1. Field of the Invention
The present invention relates to an apparatus and methods for removing acetylene from a cracked gas mixture; and in particular, to an apparatus and methods for removal of acetylene from a cracked gas mixture using a palladium containing catalyst.
2. Background Art
Cracking is a chemical process in which high temperature is applied to break apart and convert heavier hydrocarbons in lighter hydrocarbons. Various hydrocarbons and hydrocarbon mixtures are cracked to prepare a number of lower alkenes which may be used in a multitude of chemical manufacturing processes. In particular, cracking processes are used in the production of ethylene, an important precursor to many types of plastics. After cracking, a mixture of hydrocarbon compounds that must be subsequently purified is the result. The removal of acetylene from ethylene producing processes is of particular concern because of the difficulty in removing this compound.
Currently, a number of processes exist for the removal of acetylene from ethylene producing processes. Such processes include, front-end de-propanizer acetylene removal units (“ARU”), front-end de-ethanizer ARU, and tail-end ARU. Front-end de-propanizer ARU typically employ a Pd catalyst acetylene hydrogenation system located on the front-end (of distillation train) de-propanizer overhead stream. This ARU hydrogenates all of the acetylene and most of the methyl acetylene/propadiene (“MAPD”) on a propane and lighter stream. In processes utilizing Front-End De-Ethanizer ARU, a Pd catalyst acetylene hydrogenation system located on the front-end (of distillation train) de-ethanizer overhead stream is typically used. This ARU hydrogenates all of the acetylene, but not MAPD on an ethane and lighter stream. If a plant of this type is maximizing propylene recovery, a separate MAPD hydrogenation reactor system and possibly a green oil removal system on the C3 product stream may be required.

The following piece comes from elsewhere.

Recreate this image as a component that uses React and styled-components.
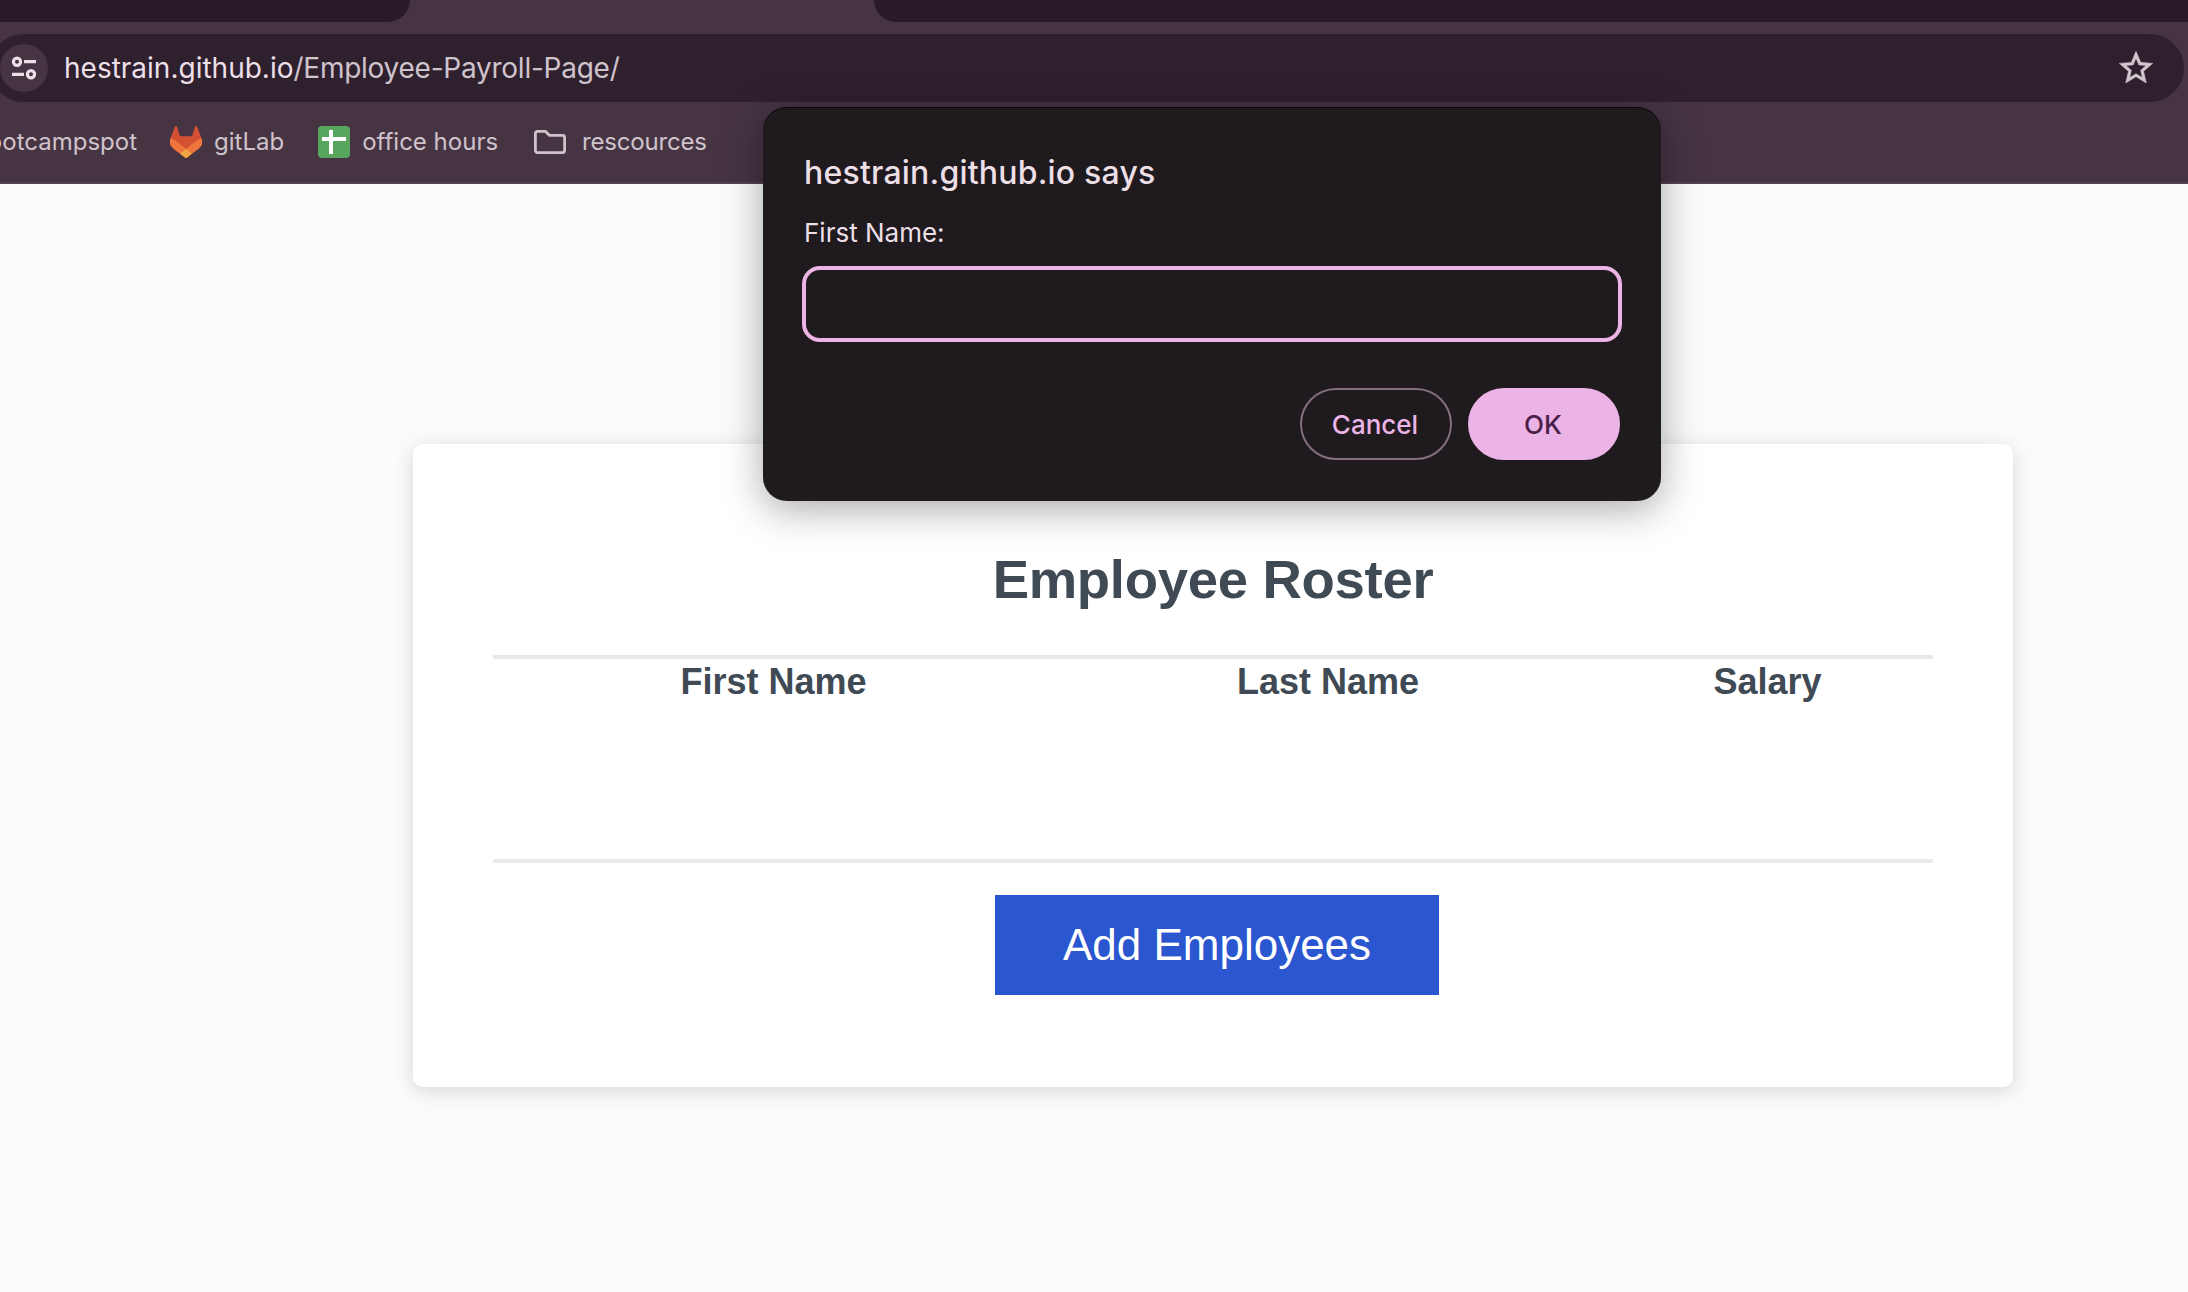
import React from "react";
import styled, { createGlobalStyle } from "styled-components";

const GlobalStyle = createGlobalStyle`
  * { box-sizing: border-box; }
  html, body { margin: 0; padding: 0; }
  body { background: #fafbfd; overflow: hidden; }
  button, input { font: inherit; margin: 0; }
`;

const Screen = styled.div`
  display: flex;
  flex-direction: column;
  width: 2188px;
  height: 1292px;
  overflow: hidden;
  position: relative;
`;

const BrowserChrome = styled.header`
  display: flex;
  flex-direction: column;
  height: 184px;
  background: #463443;
  border-bottom: 2px solid #51434e;
  font-family: Inter, "Liberation Sans", sans-serif;
`;

const TabStrip = styled.div`
  display: flex;
  justify-content: space-between;
  height: 22px;
`;

const InactiveTabs = styled.div`
  width: ${(p) => p.$width}px;
  background: #2a1b29;
  border-radius: ${(p) => (p.$side === "left" ? "0 0 24px 0" : "0 0 0 24px")};
`;

const AddressBar = styled.div`
  display: flex;
  align-items: center;
  height: 68px;
  margin: 12px 4px 0 -10px;
  padding: 0 28px 0 10px;
  border-radius: 34px;
  background: #2f202e;
`;

const SiteInfo = styled.button`
  display: flex;
  width: 48px;
  height: 48px;
  padding: 0;
  border: 0;
  border-radius: 50%;
  background: #463443;
`;

const Url = styled.div`
  flex: 1;
  margin-left: 16px;
  font-size: 28px;
  line-height: 40px;
  white-space: nowrap;
  color: #ecdfe8;
`;

const UrlPath = styled.span`
  color: #cfc3cc;
  letter-spacing: -0.25px;
`;

const Bookmarks = styled.nav`
  display: flex;
  align-items: center;
  height: 80px;
`;

const Bookmark = styled.div`
  display: flex;
  align-items: center;
  gap: ${(p) => p.$gap || 12}px;
  margin-left: ${(p) => p.$before || 0}px;
  font-size: 24px;
  line-height: 32px;
  letter-spacing: ${(p) => p.$spacing || 0}px;
  white-space: nowrap;
  color: #cfc3cc;

  svg { display: block; flex: none; }
`;

const ClippedBookmark = styled(Bookmark)`
  width: 137px;
  justify-content: flex-end;
  overflow: hidden;
`;

const Page = styled.main`
  flex: 1;
  display: flex;
  flex-direction: column;
  align-items: center;
  padding: 260px 0 0 238px;
  background: #fafbfd;
  font-family: "Liberation Sans", Arial, sans-serif;
  color: #3f4a54;
`;

const Card = styled.section`
  display: flex;
  flex-direction: column;
  width: 1600px;
  height: 643px;
  padding: 104px 80px 0;
  border-radius: 10px;
  background: #fff;
  box-shadow: 0 4px 20px rgba(0, 0, 0, 0.15);
`;

const Title = styled.h2`
  margin: 0;
  font-size: 54.5px;
  letter-spacing: -0.3px;
  line-height: 64px;
  font-weight: 700;
  text-align: center;
`;

const Roster = styled.div`
  height: 208px;
  margin-top: 43px;
  border-top: 4px solid #e7e9eb;
  border-bottom: 4px solid #e8e9ea;
`;

const RosterHead = styled.div`
  display: grid;
  grid-template-columns: 561px 548px 331px;
  padding-top: 2px;
  font-size: 36px;
  line-height: 42px;
  font-weight: 700;
  text-align: center;
`;

const AddButton = styled.button`
  align-self: center;
  width: 444px;
  height: 100px;
  margin: 32px 0 0 8px;
  padding: 0;
  border: 0;
  background: #2a56cf;
  color: #fff;
  font-size: 44px;
`;

const Prompt = styled.div`
  position: absolute;
  top: 107px;
  left: 763px;
  display: flex;
  flex-direction: column;
  width: 898px;
  height: 394px;
  padding: 46px 39px 0;
  border-radius: 24px;
  background: #1f1a1e;
  box-shadow: inset 0 1px 0 #0b080a, 0 8px 40px rgba(0, 0, 0, 0.34);
  font-family: Inter, "Liberation Sans", sans-serif;
  color: #ecdfe6;
`;

const PromptTitle = styled.div`
  padding-left: 2px;
  font-size: 32px;
  line-height: 40px;
  font-weight: 500;
  letter-spacing: 0.2px;
`;

const PromptLabel = styled.label`
  margin-top: 24px;
  padding-left: 2px;
  font-size: 26px;
  line-height: 32px;
`;

const PromptInput = styled.input`
  height: 76px;
  margin-top: 17px;
  padding: 0 20px;
  border: 4px solid #edb3e7;
  border-radius: 18px;
  outline: 0;
  background: transparent;
  color: inherit;
  font-size: 26px;
`;

const PromptActions = styled.div`
  display: flex;
  justify-content: flex-end;
  gap: 16px;
  margin-top: 46px;
  padding-right: 2px;
`;

const PromptButton = styled.button`
  width: 152px;
  height: 72px;
  padding: 0 2px 0 0;
  border: 2px solid ${(p) => (p.$primary ? "#ecb3e6" : "#836f7e")};
  border-radius: 36px;
  background: ${(p) => (p.$primary ? "#ecb3e6" : "transparent")};
  color: ${(p) => (p.$primary ? "#4a1f4a" : "#ecb3e6")};
  font-size: 26px;
  font-weight: 500;
`;

const TuneIcon = () => (
  <svg width="48" height="48" viewBox="0 0 48 48" fill="none" stroke="#ecdfe8" strokeWidth="3.2">
    <circle cx="17" cy="17.7" r="3.6" />
    <path d="M24 17.7h12M12 30.3h12" />
    <circle cx="31" cy="30.3" r="3.6" />
  </svg>
);

const StarIcon = () => (
  <svg width="40" height="40" viewBox="0 0 24 24" fill="#d2c6cf" stroke="#d2c6cf" strokeWidth="0.3">
    <path d="M22 9.24l-7.19-.62L12 2 9.19 8.63 2 9.24l5.46 4.73L5.82 21 12 17.27 18.18 21l-1.63-7.03L22 9.24zM12 15.4l-3.76 2.27 1-4.28-3.32-2.88 4.38-.38L12 6.1l1.71 4.04 4.38.38-3.32 2.88 1 4.28L12 15.4z" />
  </svg>
);

const GitlabIcon = () => (
  <svg width="32" height="32" viewBox="0.1 0 24.7 24" preserveAspectRatio="none">
    <path fill="#d35033" d="M24.507 9.5l-.034-.09L21.082.562a.896.896 0 00-1.694.091l-2.29 7.01H7.825L5.535.653a.898.898 0 00-1.694-.09L.451 9.411.416 9.5a6.297 6.297 0 002.09 7.278l.012.01.03.022 5.16 3.867 2.56 1.935 1.554 1.176a1.051 1.051 0 001.268 0l1.555-1.176 2.56-1.935 5.197-3.89.014-.01A6.297 6.297 0 0024.507 9.5z" />
    <path fill="#ee763c" d="M24.507 9.5l-.034-.09a11.44 11.44 0 00-4.56 2.051l-7.447 5.632 4.742 3.584 5.197-3.89.014-.01A6.297 6.297 0 0024.507 9.5z" />
    <path fill="#f2a545" d="M7.707 20.677l2.56 1.935 1.555 1.176a1.051 1.051 0 001.268 0l1.555-1.176 2.56-1.935-4.743-3.584-4.755 3.584z" />
    <path fill="#ee763c" d="M5.01 11.461a11.43 11.43 0 00-4.56-2.05L.416 9.5a6.297 6.297 0 002.09 7.278l.012.01.03.022 5.16 3.867 4.745-3.584-7.444-5.632z" />
  </svg>
);

const SheetIcon = () => (
  <svg width="32" height="32" viewBox="0 0 32 32">
    <rect width="32" height="32" rx="4" fill="#58a55d" />
    <path d="M4 11h7V4h4v7h13v4H15v13h-4V15H4z" fill="#fff" />
  </svg>
);

const FolderIcon = () => (
  <svg width="32" height="24" viewBox="0 0 32 24" fill="none" stroke="#cfc3cc" strokeWidth="2.8" strokeLinejoin="round">
    <path d="M3.4 1.4H11.6L15.6 5.4H28.6a2 2 0 0 1 2 2V20.6a2 2 0 0 1-2 2H3.4a2 2 0 0 1-2-2V3.4a2 2 0 0 1 2-2Z" />
  </svg>
);

export default function App() {
  return (
    <Screen>
      <GlobalStyle />
      <BrowserChrome>
        <TabStrip>
          <InactiveTabs $side="left" $width={410} />
          <InactiveTabs $side="right" $width={1314} />
        </TabStrip>
        <AddressBar>
          <SiteInfo aria-label="Site information"><TuneIcon /></SiteInfo>
          <Url>hestrain.github.io<UrlPath>/Employee-Payroll-Page/</UrlPath></Url>
          <StarIcon />
        </AddressBar>
        <Bookmarks>
          <ClippedBookmark>bootcampspot</ClippedBookmark>
          <Bookmark $before={33}><GitlabIcon />gitLab</Bookmark>
          <Bookmark $before={34}><SheetIcon />office hours</Bookmark>
          <Bookmark $before={36} $gap={16} $spacing={-0.2}><FolderIcon />rescources</Bookmark>
        </Bookmarks>
      </BrowserChrome>
      <Page>
        <Card>
          <Title>Employee Roster</Title>
          <Roster>
            <RosterHead>
              <span>First Name</span>
              <span>Last Name</span>
              <span>Salary</span>
            </RosterHead>
          </Roster>
          <AddButton>Add Employees</AddButton>
        </Card>
      </Page>
      <Prompt role="dialog">
        <PromptTitle>hestrain.github.io says</PromptTitle>
        <PromptLabel htmlFor="first-name">First Name:</PromptLabel>
        <PromptInput id="first-name" />
        <PromptActions>
          <PromptButton>Cancel</PromptButton>
          <PromptButton $primary>OK</PromptButton>
        </PromptActions>
      </Prompt>
    </Screen>
  );
}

The tail-end acetylene removal system usually employs a Pd catalyst acetylene hydrogenation system located on the de-ethanizer overhead stream, where the de-ethanizer is located after the de-methanizer in the distillation train. This ARU hydrogenates all of the acetylene, but no MAPD, on a stream primarily composed of ethane and ethylene. Moreover, tail-end ARU systems normally require a green oil removal system on the C2 product stream. Furthermore, if a plant of this type is maximizing propylene recovery, a separate MAPD hydrogenation reactor system and possibly a green oil removal system on the C3 product stream may be required.
Each of the acetylene removal processes described above requires the utilization of expensive processing equipment. Moreover, each of the prior art acetylene removal processes utilize a catalyst for the selective reduction of acetylene. Experience has taught that such catalysts are prone to runaway reactions that may potentially cause a dangerous temperature rise or excursion. Start up of the acetylene removal units, especially with fresh catalyst is the time when these reactors are most susceptible to runaway reactions.
Accordingly, there exists a need in the prior art for an improved methods and apparatus of removing acetylene from a cracked gas mixture with reduced capital equipment costs. Specifically, there is a need for an improved method and apparatus for starting up such acetylene removal units and in the case of a thermal runaway for shutting down acetylene removal units.